The debit card infrastructure emerging in 2026: card network APIs from Visa and Bridge, regulatory frameworks from the GENIUS Act and MiCA, and consumer demand for dollar-denominated spending is chain-agnostic. A card program built on Spark could offer the same tap-to-pay UX while settling on Bitcoin L2 rails. Users holding USDB could spend at any of Visa's 175 million merchant locations through the same stablecoin sandwich pattern that existing programs use, with the added benefit of self-custodial Bitcoin-secured settlement.

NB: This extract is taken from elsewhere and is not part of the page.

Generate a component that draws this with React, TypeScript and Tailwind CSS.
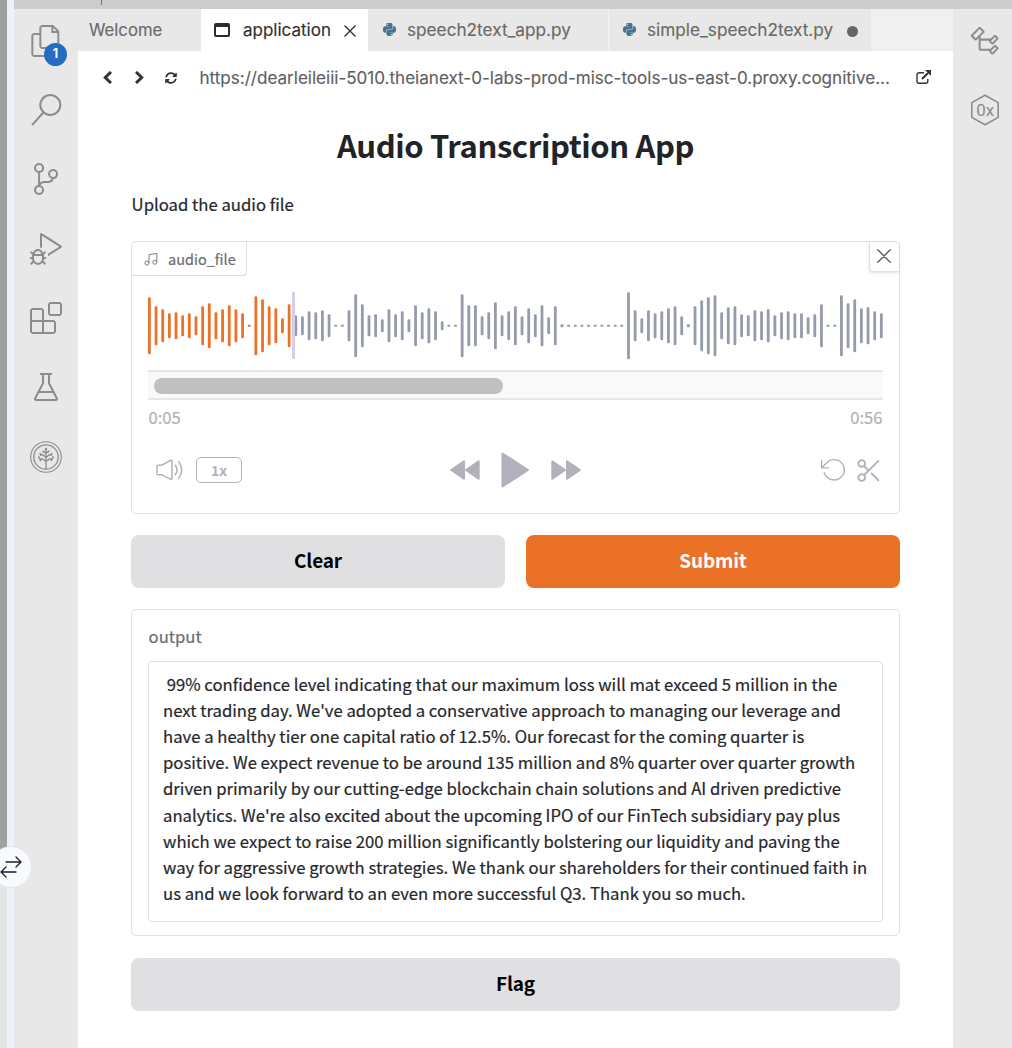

For users interested in holding and spending stablecoins on Spark today, General Bread offers a Spark-powered wallet that supports USDB. Developers building card or payment integrations can explore Spark's SDK at docs.spark.money. For a deeper comparison of how stablecoin settlement works across different rails, see our analysis of stablecoin vs. traditional payment rails.
Key Takeaways
The stablecoin debit card market in 2026 is defined by three converging forces: infrastructure maturity (Visa and Mastercard embedding stablecoin settlement natively), regulatory clarity (the GENIUS Act in the US, MiCA in Europe), and demand-side pull (users in emerging markets and DeFi-native spenders wanting dollar access). The launch of Open USD signals that card networks view stablecoins not as a threat to manage but as a layer to own.
For the broader crypto debit card market, the question is no longer whether stablecoin spending will go mainstream. It is which settlement layer will win: the existing L1 chains that power today's cards, or purpose-built L2 rails that can offer lower fees, faster finality, and stronger security guarantees.
This article is for educational purposes only. It does not constitute financial or investment advice. Bitcoin and Layer 2 protocols involve technical and financial risk. Always do your own research and understand the tradeoffs before using any protocol.